La Corte di Cassazione, con sentenza n. 14319 del 6 giugno 2013, ha affermato che "In tema di provvedimento del datore di lavoro a carattere ritorsivo, l'onere della prova su tale natura dell'atto grava sul lavoratore, potendo esso essere assolto con la dimostrazione di elementi specifici, tali da far ritenere con sufficiente certezza l'intento di rappresaglia, il quale deve aver avuto efficacia determinativa esclusiva della volontà del datore di lavoro, anche rispetto ad altri fatti rilevanti ai fini della configurazione del provvedimento illegittimo. 

Ne consegue che, in sede di giudizio di legittimità, il lavoratore che censuri la sentenza di merito per aver negato carattere ritorsivo al provvedimento datoriale non può limitarsi a dedurre la mancata considerazione, da parte del giudice, di circostanze rilevanti in astratto ai fini della ritorsione, ma deve indicare elementi idonei ad individuare la sussistenza di un rapporto di causalità tra le circostanze pretermesse e l'asserito intento di rappresaglia.". 

Nel caso di specie una lavoratrice, licenziata a causa di una riduzione dell'attività della società datrice di lavoro con conseguente necessità di ridurre i costi derivanti da un numero esuberante di dipendenti in coerenza con una netta diminuzione dell'attività amministrativa cui era addetta, riteneva invece di essere stata licenziata per motivi discriminatori e cioè per il suo rifiuto di ridurre l'orario di lavoro. La Suprema Corte ha precisato che la Corte d'Appello, dopo aver richiamato i principi che regolano il licenziamento per giustificato motivo oggettivo

affermati dalla giurisprudenza (secondo cui compete al giudice il controllo in ordine all'effettiva sussistenza del motivo addotto dal datore di lavoro non potendo, invece sindacare la scelta dei criteri di gestione dell'impresa espressione della libertà di iniziativa economica), ha ritenuto, con valutazione di merito adeguatamente motivata, che il licenziamento della ricorrente, lungi dall'essere stato arbitrariamente adottato, era casualmente collegato ad un'effettiva sopravvenuta riduzione dell'attività aziendale nel settore amministrativo. 
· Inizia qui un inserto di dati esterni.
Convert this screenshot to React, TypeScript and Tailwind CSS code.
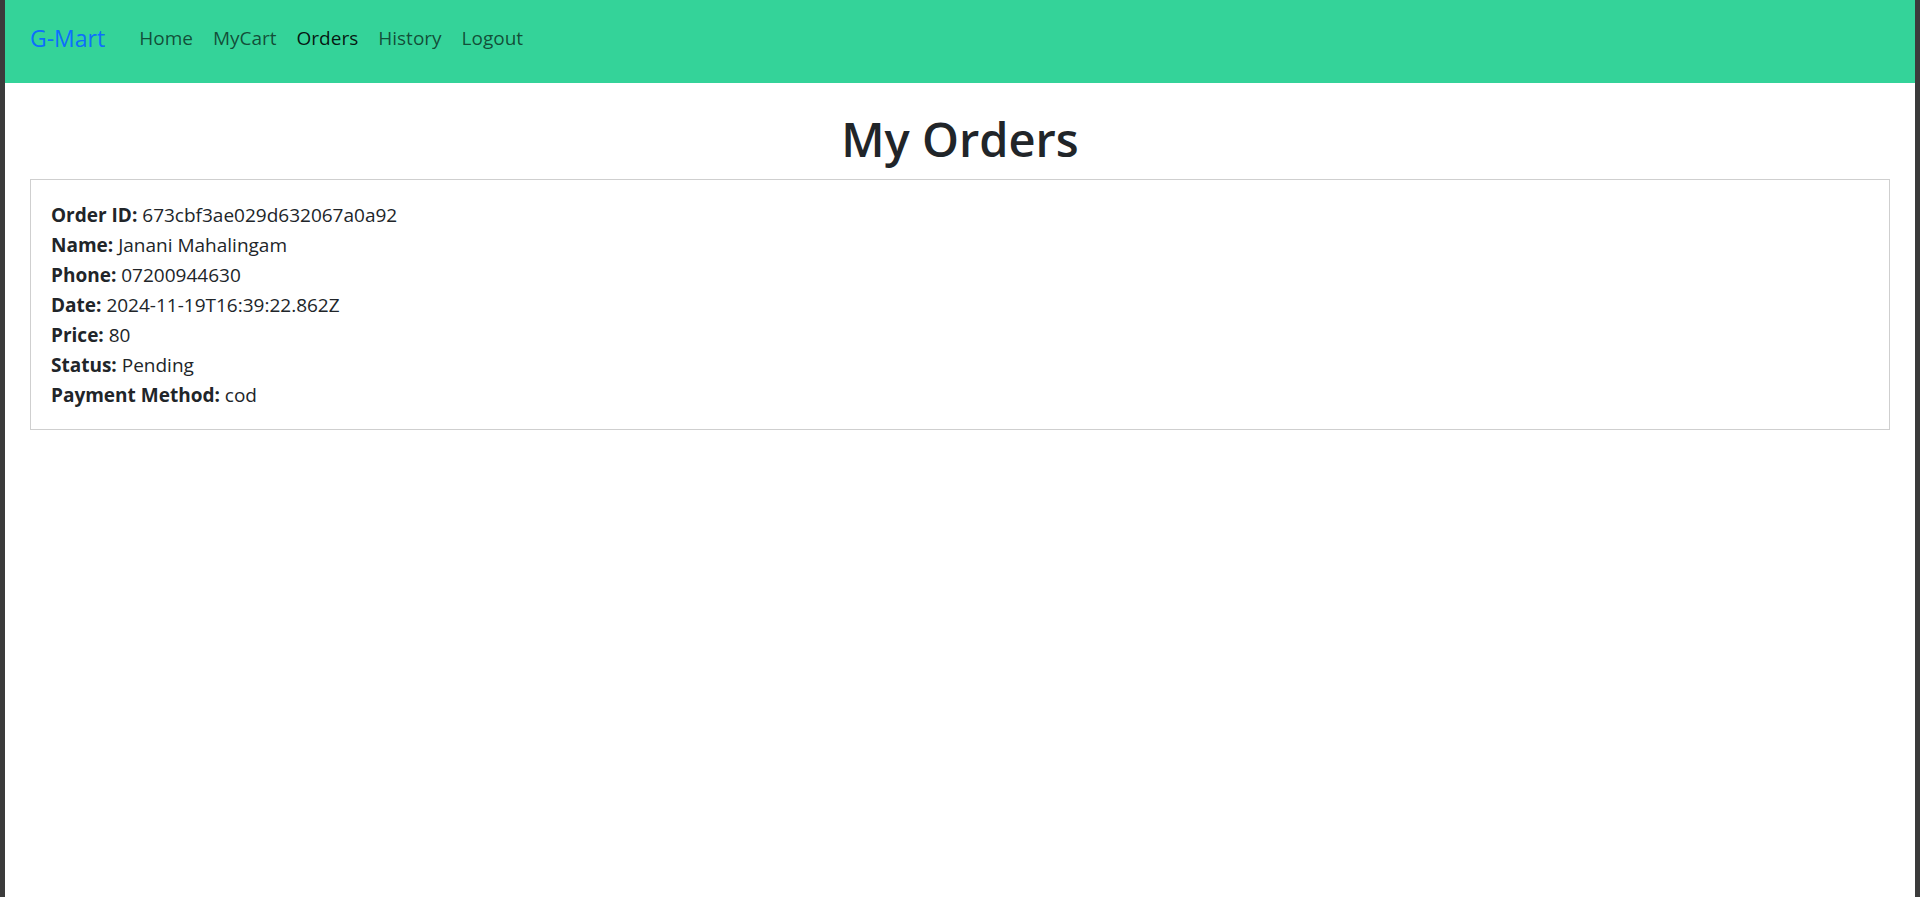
import React from "react";

const links = ["Home", "MyCart", "Orders", "History", "Logout"];

const order = [
  { label: "Order ID:", value: "673cbf3ae029d632067a0a92" },
  { label: "Name:", value: "Janani Mahalingam" },
  { label: "Phone:", value: "07200944630" },
  { label: "Date:", value: "2024-11-19T16:39:22.862Z" },
  { label: "Price:", value: "80" },
  { label: "Status:", value: "Pending" },
  { label: "Payment Method:", value: "cod" },
];

export default function App() {
  return (
    <div
      className="flex h-[897px] w-full bg-white text-[#212529]"
      style={{ fontFamily: '"Open Sans", "Noto Sans", sans-serif' }}
    >
      <div className="w-[5px] bg-[#3b3b3b]" />
      <div className="flex flex-1 flex-col">
        <nav className="flex h-[83px] items-center bg-[#34d399] px-[25px] pb-[6px]">
          <span className="mr-[24px] text-[23px] text-[#0d6efd]">G-Mart</span>
          <ul className="flex">
            {links.map((l) => (
              <li
                key={l}
                className={`px-[10px] text-[19px] ${
                  l === "Orders" ? "text-black/90" : "text-black/65"
                }`}
              >
                {l}
              </li>
            ))}
          </ul>
        </nav>
        <h1 className="mt-[26px] mb-[10px] text-center text-[47px] leading-[60px] font-semibold">
          My Orders
        </h1>
        <div className="mx-[25px] border border-[#cfcfcf] px-[20px] pt-[20px] pb-[19px]">
          {order.map((o) => (
            <div key={o.label} className="text-[19px] leading-[30px]">
              <strong className="font-bold">{o.label}</strong> {o.value}
            </div>
          ))}
        </div>
      </div>
      <div className="w-[5px] bg-[#3b3b3b]" />
    </div>
  );
}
Inoltre la Corte territoriale ha fatto ricorso alle presunzioni al fine di provare come non vi fosse possibilità di altra collocazione della lavoratrice considerata l'offerta fatta alla stessa di un lavoro part-time

e della assenza di nuove assunzioni di personale applicando così correttamente i principi affermati da lla giurisprudenza ("In tema di licenziamento per giustificato motivo oggettivo determinato da ragioni tecniche, organizzative e produttive, compete al giudice - che non può, invece, sindacare la scelta dei criteri di gestione dell'impresa, espressione della libertà di iniziativa economica tutelata dall'art. 41 Cost. - il controllo in ordine all'effettiva sussistenza del motivo addotto dal datore di lavoro, in ordine al quale il datore di lavoro ha l'onere di provare, anche mediante elementi presuntivi ed indiziari, l'impossibilità di una differente utilizzazione del lavoratore in mansioni diverse da quelle precedentemente svolte; tale prova, tuttavia, non deve essere intesa in modo rigido, dovendosi esigere dallo stesso lavoratore che impugni il licenziamento una collaborazione nell'accertamento di un possibile "repechage", mediante l'allegazione dell'esistenza di altri posti di lavoro nei quali egli poteva essere utilmente ricollocato, e conseguendo a tale allegazione l'onere del datore di lavoro di provare la non utilizzabilità nei posti predetti"). Sottolineano poi i giudici di legittimità che la Corte di merito ha ritenuto dimostrata da parte della società l'impossibilità di adibire la lavoratrice ad altre mansioni equivalenti sia in quanto la lavoratrice non aveva, per l'attività di controllo tecnico, idonea abilitazione, sia in considerazione del fatto che dopo il licenziamento della lavoratrice la società aveva proceduto alla stipula di contratti di solidarietà tra tutti i dipendenti riducendo l'impegno orario e i costi; che si era proposto alla ricorrente un lavoro part - time che però era stato rifiutato (nella stessa situazione si trovava anche altro dipendente pure esso licenziato per gli stessi motivi); che tutti i posti erano occupati presso le altre sedi e che non vi erano state nuove assunzioni.